The fourth pillar is the integration of cyber norms into broader strategic doctrine. Norms articulate permissible behavior in cyberspace, offering a compass for what constitutes unacceptable actions and how states should respond. Embedding these expectations within military and civilian planning reduces uncertainty and curbs reckless experimentation. When violations occur, responders can point to established norms to justify their actions, while opponents recognize that deviations carry penalties. The challenge lies in refining norms to cover emerging technologies and evolving methods of intrusion. Ongoing diplomacy and codified commitments help ensure that expectations remain coherent across diverse actors, decreasing the likelihood of inadvertent escalation.
Practical implementation requires regular exercises that test the end-to-end chain from detection to response. Realistic simulations reveal gaps in coordination, decision latency, and communication channels. Exercises should involve intelligence agencies, defense units, regulators, and critical infrastructure operators to mirror real-world constraints. Debriefs identify procedural friction, and reforms are implemented promptly to prevent repetitions. By practicing proportional responses under varied scenarios, officials cultivate a shared instinct for restraint and a readiness to adapt as threats mutate. What emerges is a culture that treats cyber provocations as opportunities to demonstrate responsible stewardship rather than opportunities to provoke a larger conflict.
Finally, an effective escalation ladder helps ensure proportionality by prescribing incremental steps. The ladder outlines discreet, escalating measures that correspond to rising levels of harm and attribution confidence. Each rung is designed to be reversible whenever possible and to include an off-ramp that de-escalates the situation should the other side shift toward de-escalation. The ladder also emphasizes non-kinetic options, such as economic measures, diplomatic maneuvers, or information campaigns, to convey seriousness without unleashing conventional force. Clear thresholds, published criteria, and predictable timing reduce ambiguity and misinterpretation, allowing operators to act decisively yet responsibly. A well-structured ladder is essential to sustainable restraint.

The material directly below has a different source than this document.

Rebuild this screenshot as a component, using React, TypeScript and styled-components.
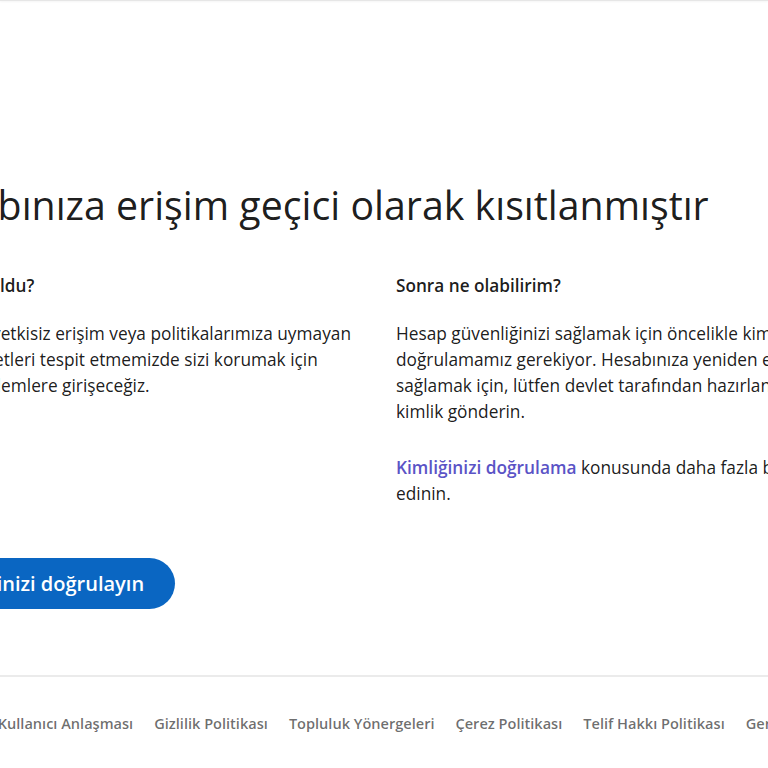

Institutions must monitor the long-term effectiveness of proportional-response policies and adjust them as the cyber landscape evolves. Continuous evaluation, independent reviews, and feedback loops from allied partners ensure that norms and mechanisms remain fit for purpose. Red Team exercises, open-source intelligence tracking, and post-incident syntheses sharpen insights into what works and what does not. When gaps appear, reforms focus on closing loopholes, refining attribution standards, and enhancing cross-border cooperation. The objective is an enduring equilibrium: a deterrent that discourages aggression while preserving the possibility of diplomatic settlement if tensions rise. Sustained attention to policy refinement sustains resilience in the face of ongoing cyber challenges.